Thats sweet. My wife just commented that she knows what our new show to watch is going to be.


----------



## lostsoul (Sep 30, 2008)

Major bull crap!Who of you out there would not notice the threat well before the confrontation? It is possible to pull that shot off "ACT-VS-REACT"but only with a lucky head shot or neck shot.Shatner should've given him the stuff!!!!!!!!


----------



## Wyatt (Jan 29, 2008)

hideit said:


> concealed carry wins again


However, in the episode Denny goes up on charges because he didn't have a CCW permit.

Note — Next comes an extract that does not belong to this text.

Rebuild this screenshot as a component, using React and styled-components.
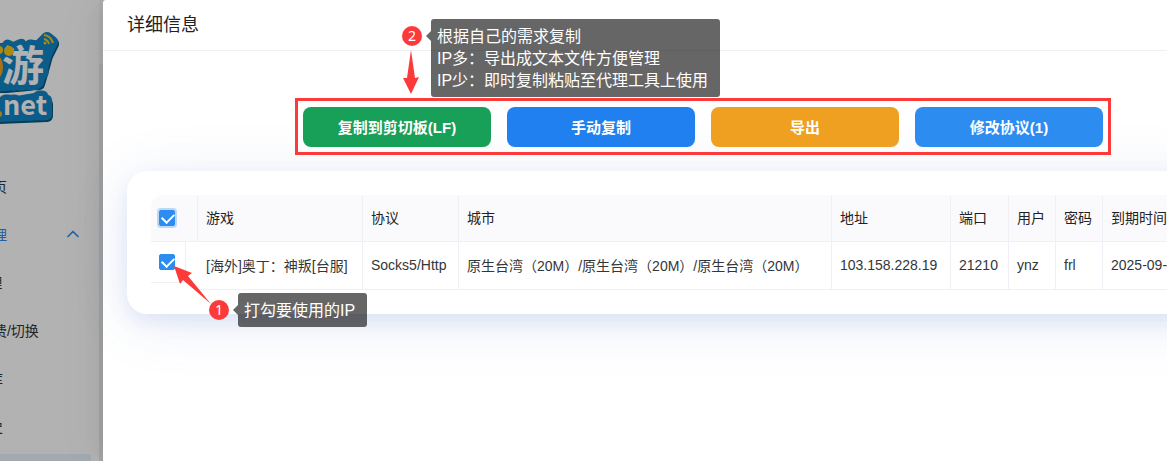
import React, { useState } from "react";
import styled, { createGlobalStyle } from "styled-components";
import { ChevronUp } from "lucide-react";

const GlobalStyle = createGlobalStyle`
  * {
    box-sizing: border-box;
  }
  body {
    margin: 0;
    overflow: hidden;
    font-family: "Liberation Sans", "Noto Sans CJK SC", sans-serif;
    font-size: 14px;
    color: #333639;
    background-color: #fff;
  }
`;

const Page = styled.div`
  position: relative;
  display: flex;
  height: 100vh;
  overflow: hidden;
`;

const Sidebar = styled.aside`
  flex: 0 0 99px;
  overflow: hidden;
  background-color: #fff;
`;

const Logo = styled.svg`
  display: block;
  width: 80px;
  height: 160px;
`;

const Menu = styled.nav`
  width: 240px;
  margin-left: -149px;
`;

const MenuItem = styled.a`
  display: flex;
  align-items: center;
  justify-content: space-between;
  height: 42px;
  margin-top: 6px;
  padding: 0 8px 2px;
  padding-left: ${(props) => (props.$sub ? "110px" : "128px")};
  border-radius: 3px;
  white-space: nowrap;
  text-decoration: none;
  color: ${(props) => (props.$open ? "#2d8cf0" : "#333639")};
  background-color: ${(props) => (props.$active ? "#e9f2fd" : "transparent")};
`;

const Main = styled.main`
  flex: 0 0 4px;
  background-color: #ececec;
`;

const MainHeader = styled.div`
  height: 64px;
  background-color: #f6f6f6;
`;

const Mask = styled.div`
  position: absolute;
  inset: 0;
  background-color: rgba(0, 0, 0, 0.3);
`;

const Drawer = styled.section`
  position: relative;
  flex: 0 0 1200px;
  border-radius: 3px 0 0 0;
  background-color: #fff;
  box-shadow: -6px 0 16px -9px rgba(0, 0, 0, 0.08),
    -9px 0 28px 0 rgba(0, 0, 0, 0.03), -12px 0 48px 16px rgba(0, 0, 0, 0.01);
`;

const DrawerHeader = styled.header`
  display: flex;
  align-items: center;
  height: 51px;
  padding: 0 24px 4px;
  border-bottom: 1px solid #efeff5;
`;

const Title = styled.h1`
  margin: 0;
  font-size: 18px;
  font-weight: 400;
  color: #1f2225;
`;

const DrawerBody = styled.div`
  display: flex;
  flex-direction: column;
  gap: 16px;
  padding: 47px 24px 24px;
`;

const Actions = styled.div`
  position: relative;
  z-index: 1;
  align-self: center;
  display: flex;
  gap: 16px;
  padding: 6px 5px 5px;
  border: 3px solid #fd3a3a;
`;

const ActionButton = styled.button`
  width: 188px;
  height: 40px;
  padding: 0 0 2px;
  border: 0;
  border-radius: 8px;
  font-family: inherit;
  font-size: 15px;
  font-weight: bold;
  color: #fff;
  background-color: ${(props) => props.$color};
  &:hover {
    cursor: pointer;
  }
`;

const Card = styled.div`
  padding: 24px;
  border-radius: 20px;
  background-color: #fff;
  box-shadow: 0 8px 20px rgba(70, 110, 200, 0.12),
    0 8px 60px rgba(70, 110, 200, 0.12);
`;

const Table = styled.table`
  width: 100%;
  table-layout: fixed;
  border-collapse: separate;
  border-spacing: 0;
`;

const Th = styled.th`
  height: 47px;
  padding: 0 8px 2px;
  border-right: 1px solid #efeff5;
  border-bottom: 1px solid #efeff5;
  font-weight: 400;
  text-align: left;
  color: #1f2225;
  background-color: #fafafc;
  &:first-child {
    padding-bottom: 0;
    border-top-left-radius: 12px;
  }
`;

const Td = styled.td`
  height: 48px;
  padding: 0 8px 2px;
  border-right: 1px solid #efeff5;
  border-bottom: 1px solid #efeff5;
  white-space: nowrap;
`;

const CheckTd = styled.td`
  padding: 0;
  vertical-align: top;
`;

const CheckBox = styled.div`
  width: 35px;
  height: 41px;
  padding: 12px 8px;
  border-right: 1px solid #efeff5;
  border-bottom: 1px solid #efeff5;
`;

const Checkbox = styled.input`
  appearance: none;
  display: block;
  width: 16px;
  height: 16px;
  margin: 0;
  border: 1px solid #e0e0e6;
  border-radius: 2px;
  background-color: #fff;
  box-shadow: ${(props) =>
    props.$focused ? "0 0 0 2px rgba(45, 140, 240, 0.3)" : "none"};
  &:checked {
    border-color: #2d8cf0;
    background-color: #2d8cf0;
  }
  &:checked::before {
    content: "";
    display: block;
    width: 10px;
    height: 6px;
    margin: 3px 2px;
    border-left: 2px solid #fff;
    border-bottom: 2px solid #fff;
    transform: translateY(-1px) rotate(-45deg);
  }
`;

const Note = styled.div`
  position: absolute;
  z-index: 2;
  left: ${(props) => props.$x}px;
  top: ${(props) => props.$y}px;
  display: flex;
  gap: 9px;
`;

const Badge = styled.span`
  width: 20px;
  height: 20px;
  margin-top: 7px;
  border-radius: 50%;
  font-family: "Noto Sans", sans-serif;
  line-height: 20px;
  text-align: center;
  color: #fff;
  background-color: #fd3a3a;
`;

const Bubble = styled.p`
  position: relative;
  margin: 0;
  padding: 7px 12px 5px 6px;
  border-radius: 3px;
  font-size: 16px;
  line-height: 22px;
  white-space: pre;
  color: #fff;
  background-color: rgba(0, 0, 0, 0.6);
  &::before {
    content: "";
    position: absolute;
    left: -5px;
    top: 12px;
    border: 5px solid transparent;
    border-left-width: 0;
    border-right-color: rgba(0, 0, 0, 0.6);
  }
`;

const Arrow = styled.svg`
  position: absolute;
  z-index: 2;
  left: ${(props) => props.$x}px;
  top: ${(props) => props.$y}px;
  fill: #fd3a3a;
`;

const LogoShape = styled.g`
  fill: #1284c4;
  stroke: #1284c4;
  stroke-width: 12px;
  stroke-linejoin: round;
  stroke-linecap: round;
  filter: drop-shadow(1px 2px 0 #0b5582);
`;

const LogoText = styled.text`
  font-family: "Noto Sans CJK SC", sans-serif;
  font-weight: bold;
  fill: #fff;
  stroke: #1284c4;
  stroke-width: 11px;
  stroke-linejoin: round;
  paint-order: stroke;
`;

const menu = [
  { label: "首页" },
  { label: "管理", open: true },
  { label: "IP管理", sub: true },
  { label: "购/续费/切换", sub: true },
  { label: "共享库", sub: true },
  { label: "使用史", sub: true },
  { label: "", sub: true, active: true },
];

const buttons = [
  { label: "复制到剪切板(LF)", color: "#18a058" },
  { label: "手动复制", color: "#2080f0" },
  { label: "导出", color: "#f0a020" },
  { label: "修改协议(1)", color: "#2d8cf0" },
];

const columns = [
  { title: "游戏", key: "game", width: 165 },
  { title: "协议", key: "protocol", width: 96 },
  { title: "城市", key: "city", width: 373 },
  { title: "地址", key: "address", width: 119 },
  { title: "端口", key: "port", width: 58 },
  { title: "用户", key: "user", width: 47 },
  { title: "密码", key: "password", width: 47 },
  { title: "到期时间", key: "expire", width: 152 },
];

const rows = [
  {
    game: "[海外]奥丁：神叛[台服]",
    protocol: "Socks5/Http",
    city: "原生台湾（20M）/原生台湾（20M）/原生台湾（20M）",
    address: "103.158.228.19",
    port: "21210",
    user: "ynz",
    password: "frl",
    expire: "2025-09-",
  },
];

const SiteLogo = () => (
  <Logo viewBox="0 0 80 160" aria-label="logo">
    <LogoShape>
      <path d="M-5 49H8L18 48 36 49 47 38 52 42 46 54 41 72 38 82-5 86z" />
      <path d="M-5 103 14 100 40 98 46 102 46 114-5 116z" />
    </LogoShape>
    <LogoText x="2" y="81" fontSize="42">游</LogoText>
    <path d="M-2 93Q16 94 36 90L34 93Q16 97-2 97z" fill="#fff" />
    <LogoText x="3" y="115" fontSize="27">net</LogoText>
    <ellipse cx="-4" cy="67" rx="7" ry="12" fill="#f6a21c" />
    <circle cx="-1" cy="50" r="4" fill="#f8c51e" />
    <circle cx="9" cy="51" r="5" fill="#f8c51e" />
    <circle cx="-1" cy="114" r="3" fill="#f8b01e" />
    <path
      d="M44 35q7 1 9 8M44 39q4 1 5 5"
      fill="none"
      stroke="#f8c51e"
      strokeWidth="2"
    />
    <circle cx="45" cy="43" r="1.5" fill="#f8c51e" />
  </Logo>
);

export default () => {
  const [checked, setChecked] = useState(true);
  const toggle = () => setChecked(!checked);

  return (
    <Page>
      <GlobalStyle />
      <Sidebar>
        <SiteLogo />
        <Menu>
          {menu.map((item, index) => (
            <MenuItem
              key={index}
              href="#"
              $sub={item.sub}
              $open={item.open}
              $active={item.active}
            >
              {item.label}
              {item.open && <ChevronUp size={20} />}
            </MenuItem>
          ))}
        </Menu>
      </Sidebar>
      <Main>
        <MainHeader />
      </Main>
      <Mask />

      <Drawer>
        <DrawerHeader>
          <Title>详细信息</Title>
        </DrawerHeader>
        <DrawerBody>
          <Actions>
            {buttons.map((item) => (
              <ActionButton key={item.label} $color={item.color}>
                {item.label}
              </ActionButton>
            ))}
          </Actions>
          <Card>
            <Table>
              <colgroup>
                <col width="47" />
                {columns.map((col) => (
                  <col key={col.key} width={col.width} />
                ))}
              </colgroup>
              <thead>
                <tr>
                  <Th>
                    <Checkbox
                      type="checkbox"
                      aria-label="全选"
                      $focused
                      checked={checked}
                      onChange={toggle}
                    />
                  </Th>
                  {columns.map((col) => (
                    <Th key={col.key}>{col.title}</Th>
                  ))}
                </tr>
              </thead>
              <tbody>
                {rows.map((row) => (
                  <tr key={row.address}>
                    <CheckTd>
                      <CheckBox>
                        <Checkbox
                          type="checkbox"
                          aria-label={row.game}
                          checked={checked}
                          onChange={toggle}
                        />
                      </CheckBox>
                    </CheckTd>
                    {columns.map((col) => (
                      <Td key={col.key}>{row[col.key]}</Td>
                    ))}
                  </tr>
                ))}
              </tbody>
            </Table>
          </Card>
        </DrawerBody>

        <Note $x={299} $y={19}>
          <Badge>2</Badge>
          <Bubble>
            {"根据自己的需求复制\nIP多：导出成文本文件方便管理\nIP少：即时复制粘贴至代理工具上使用"}
          </Bubble>
        </Note>
        <Arrow $x={300} $y={50} width="16" height="44">
          <path d="M8 0 12 28 16 27 8 44 0 28 4 28z" />
        </Arrow>
        <Note $x={106} $y={293}>
          <Badge>1</Badge>
          <Bubble>打勾要使用的IP</Bubble>
        </Note>
        <Arrow $x={71} $y={266} width="37" height="38">
          <path d="M0 0 18 7 14 10 37 38 9 14 6 18z" />
        </Arrow>
      </Drawer>
    </Page>
  );
};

He tried to lose his case so he could appeal his right to carry to the Supreme Court but "unfortunately" he won and got off. :mrgreen:

That show is so f'n liberal, but I never miss it. :mrgreen:

Gotta love Denny Crane.


----------



## unpecador (May 9, 2008)

Made me laugh, thanks.


----------



## kev74 (Mar 22, 2008)

lostsoul said:


> Major bull crap!Who of you out there would not notice the threat well before the confrontation? It is possible to pull that shot off "ACT-VS-REACT"but only with a lucky head shot or neck shot.Shatner should've given him the stuff!!!!!!!!


??? Its a tv show with Capt. Kirk/T. J. Hooker for crying out loud! What did you expect? :anim_lol:


----------



## hemmigremmie (Jan 23, 2008)

TJ Hookers a bad man! LOL


----------



## funkypunk97 (Aug 2, 2007)

There is a video from an ATM I saw on one of those "Most Daring" or "Most Shocking" shows a few weeks ago....

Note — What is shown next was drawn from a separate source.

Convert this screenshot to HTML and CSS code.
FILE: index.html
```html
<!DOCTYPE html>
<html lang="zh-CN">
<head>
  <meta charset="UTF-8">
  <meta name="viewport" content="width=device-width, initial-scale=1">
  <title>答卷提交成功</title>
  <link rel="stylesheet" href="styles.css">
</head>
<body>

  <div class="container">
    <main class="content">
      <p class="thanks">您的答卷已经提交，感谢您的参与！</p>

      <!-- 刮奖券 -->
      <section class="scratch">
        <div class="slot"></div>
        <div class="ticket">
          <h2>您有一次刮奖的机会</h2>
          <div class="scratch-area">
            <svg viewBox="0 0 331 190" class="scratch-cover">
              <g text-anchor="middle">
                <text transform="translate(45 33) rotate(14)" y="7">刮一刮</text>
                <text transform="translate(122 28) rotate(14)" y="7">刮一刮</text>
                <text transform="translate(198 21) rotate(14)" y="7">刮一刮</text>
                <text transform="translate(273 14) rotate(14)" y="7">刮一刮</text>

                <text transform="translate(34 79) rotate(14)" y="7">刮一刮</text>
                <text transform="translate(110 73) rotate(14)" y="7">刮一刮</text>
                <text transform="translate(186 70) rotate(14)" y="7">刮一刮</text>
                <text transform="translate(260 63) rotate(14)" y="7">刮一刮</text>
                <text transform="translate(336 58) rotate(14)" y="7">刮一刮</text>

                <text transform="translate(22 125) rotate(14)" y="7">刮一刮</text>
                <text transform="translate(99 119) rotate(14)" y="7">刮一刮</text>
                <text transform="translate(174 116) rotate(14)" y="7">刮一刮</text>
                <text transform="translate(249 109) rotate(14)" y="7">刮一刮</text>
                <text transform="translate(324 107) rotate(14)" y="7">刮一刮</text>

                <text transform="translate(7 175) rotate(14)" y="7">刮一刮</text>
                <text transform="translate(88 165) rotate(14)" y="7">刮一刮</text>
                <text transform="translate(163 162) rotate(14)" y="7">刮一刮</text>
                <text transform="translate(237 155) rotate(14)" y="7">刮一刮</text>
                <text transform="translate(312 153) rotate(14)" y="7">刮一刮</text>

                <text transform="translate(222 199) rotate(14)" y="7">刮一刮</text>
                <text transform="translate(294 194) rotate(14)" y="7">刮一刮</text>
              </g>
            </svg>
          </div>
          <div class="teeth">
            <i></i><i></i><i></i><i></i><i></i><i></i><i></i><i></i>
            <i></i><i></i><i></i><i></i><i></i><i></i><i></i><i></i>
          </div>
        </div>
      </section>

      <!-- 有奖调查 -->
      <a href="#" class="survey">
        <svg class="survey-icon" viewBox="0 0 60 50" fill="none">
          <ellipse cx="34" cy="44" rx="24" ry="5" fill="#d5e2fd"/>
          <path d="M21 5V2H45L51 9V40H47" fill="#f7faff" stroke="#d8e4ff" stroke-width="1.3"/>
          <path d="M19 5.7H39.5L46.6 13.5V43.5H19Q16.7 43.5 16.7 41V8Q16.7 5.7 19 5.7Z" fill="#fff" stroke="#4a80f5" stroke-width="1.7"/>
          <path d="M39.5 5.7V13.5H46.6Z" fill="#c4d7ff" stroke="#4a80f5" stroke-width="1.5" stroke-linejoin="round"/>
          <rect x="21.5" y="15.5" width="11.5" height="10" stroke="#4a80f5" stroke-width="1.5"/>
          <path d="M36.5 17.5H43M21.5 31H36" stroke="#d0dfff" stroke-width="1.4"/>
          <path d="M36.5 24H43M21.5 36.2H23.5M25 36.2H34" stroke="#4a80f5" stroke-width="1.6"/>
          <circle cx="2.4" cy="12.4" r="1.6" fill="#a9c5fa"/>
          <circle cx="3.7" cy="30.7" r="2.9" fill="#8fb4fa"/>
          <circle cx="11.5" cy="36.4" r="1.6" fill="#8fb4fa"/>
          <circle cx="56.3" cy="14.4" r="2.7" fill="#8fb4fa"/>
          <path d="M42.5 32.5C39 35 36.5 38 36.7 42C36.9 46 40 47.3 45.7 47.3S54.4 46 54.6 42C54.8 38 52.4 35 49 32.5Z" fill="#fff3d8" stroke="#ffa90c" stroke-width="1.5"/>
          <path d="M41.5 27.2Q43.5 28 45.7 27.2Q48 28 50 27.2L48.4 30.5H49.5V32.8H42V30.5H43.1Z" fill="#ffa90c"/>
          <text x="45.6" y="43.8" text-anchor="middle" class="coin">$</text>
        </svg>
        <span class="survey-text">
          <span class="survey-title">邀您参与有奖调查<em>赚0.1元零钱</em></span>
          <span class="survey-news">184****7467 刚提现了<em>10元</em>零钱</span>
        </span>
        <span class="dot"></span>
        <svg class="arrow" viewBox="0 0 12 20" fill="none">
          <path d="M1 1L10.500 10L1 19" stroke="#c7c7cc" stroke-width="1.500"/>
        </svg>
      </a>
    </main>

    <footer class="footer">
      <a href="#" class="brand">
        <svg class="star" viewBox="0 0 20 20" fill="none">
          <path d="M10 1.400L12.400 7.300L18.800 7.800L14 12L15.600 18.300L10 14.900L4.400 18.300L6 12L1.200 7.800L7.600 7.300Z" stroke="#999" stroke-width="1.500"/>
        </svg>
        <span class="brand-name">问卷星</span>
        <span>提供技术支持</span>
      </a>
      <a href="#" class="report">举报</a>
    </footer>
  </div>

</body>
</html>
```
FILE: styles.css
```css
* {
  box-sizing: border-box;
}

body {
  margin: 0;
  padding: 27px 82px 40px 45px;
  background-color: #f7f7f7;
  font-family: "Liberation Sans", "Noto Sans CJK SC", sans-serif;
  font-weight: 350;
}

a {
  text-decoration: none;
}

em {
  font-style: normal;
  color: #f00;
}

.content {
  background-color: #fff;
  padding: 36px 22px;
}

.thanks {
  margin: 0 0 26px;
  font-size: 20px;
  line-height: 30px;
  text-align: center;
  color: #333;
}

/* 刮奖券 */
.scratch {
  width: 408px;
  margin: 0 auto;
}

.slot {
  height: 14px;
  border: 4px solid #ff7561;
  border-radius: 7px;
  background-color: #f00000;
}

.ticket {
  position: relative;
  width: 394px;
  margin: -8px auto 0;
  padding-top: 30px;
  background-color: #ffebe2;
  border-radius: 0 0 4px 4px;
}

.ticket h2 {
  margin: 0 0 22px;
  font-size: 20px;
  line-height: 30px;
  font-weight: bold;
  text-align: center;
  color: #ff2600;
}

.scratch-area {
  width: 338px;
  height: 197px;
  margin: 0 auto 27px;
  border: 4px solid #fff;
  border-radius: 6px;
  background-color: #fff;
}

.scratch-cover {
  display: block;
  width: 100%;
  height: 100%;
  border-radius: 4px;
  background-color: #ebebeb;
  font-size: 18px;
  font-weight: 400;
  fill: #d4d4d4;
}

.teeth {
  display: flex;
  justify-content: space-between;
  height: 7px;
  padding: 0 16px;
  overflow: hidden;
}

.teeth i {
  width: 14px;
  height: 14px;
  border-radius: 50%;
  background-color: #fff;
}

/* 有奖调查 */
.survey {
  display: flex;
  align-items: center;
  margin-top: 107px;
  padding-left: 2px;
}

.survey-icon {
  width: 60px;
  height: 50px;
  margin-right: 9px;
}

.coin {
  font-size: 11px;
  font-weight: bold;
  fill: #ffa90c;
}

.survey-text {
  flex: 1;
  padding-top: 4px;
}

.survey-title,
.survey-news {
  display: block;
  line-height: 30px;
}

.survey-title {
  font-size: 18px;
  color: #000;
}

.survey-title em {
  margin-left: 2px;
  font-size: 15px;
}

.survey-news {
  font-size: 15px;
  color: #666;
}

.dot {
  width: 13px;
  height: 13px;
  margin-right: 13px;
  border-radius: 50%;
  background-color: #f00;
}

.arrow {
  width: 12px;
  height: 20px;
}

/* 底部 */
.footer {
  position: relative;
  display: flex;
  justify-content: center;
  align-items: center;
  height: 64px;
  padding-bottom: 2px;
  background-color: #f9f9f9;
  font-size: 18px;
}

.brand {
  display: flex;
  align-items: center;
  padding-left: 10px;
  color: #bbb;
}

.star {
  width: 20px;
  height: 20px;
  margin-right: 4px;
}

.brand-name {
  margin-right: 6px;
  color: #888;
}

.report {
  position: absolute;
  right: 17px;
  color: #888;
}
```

The robber walks up behind a guy at an ATM and puts what looks like a gun to the guy's back. 

The guy at the ATM calmly turns around and pulls out what looks like a Glock and the robber promptly pisses his pants and starts ducking for cover and pleading for his life. 

The bad guy ran away, or rather the guy with the Glock "let" him run away because I think he could have legally shot him right there..... but he was later caught.....

The crook is just lucky the CCW guy was good enough to see he really had no gun, some guys might have snapped off the shot before realizing it.


----------



## lostsoul (Sep 30, 2008)

kev74 said:


> ??? Its a tv show with Capt. Kirk/T. J. Hooker for crying out loud! What did you expect? :anim_lol:


Your right but ,my only concern being that if in real life,if somebody 
"a newbee"were to attempt this hollywood manuver,well, need I say more.
Shatner,Kirk, or T.J.Hooker, in real life,should have given him the wallet or saw that man comin !


----------



## lostsoul (Sep 30, 2008)

I took my pill, I'm better now,-%#*-& :mrgreen:


----------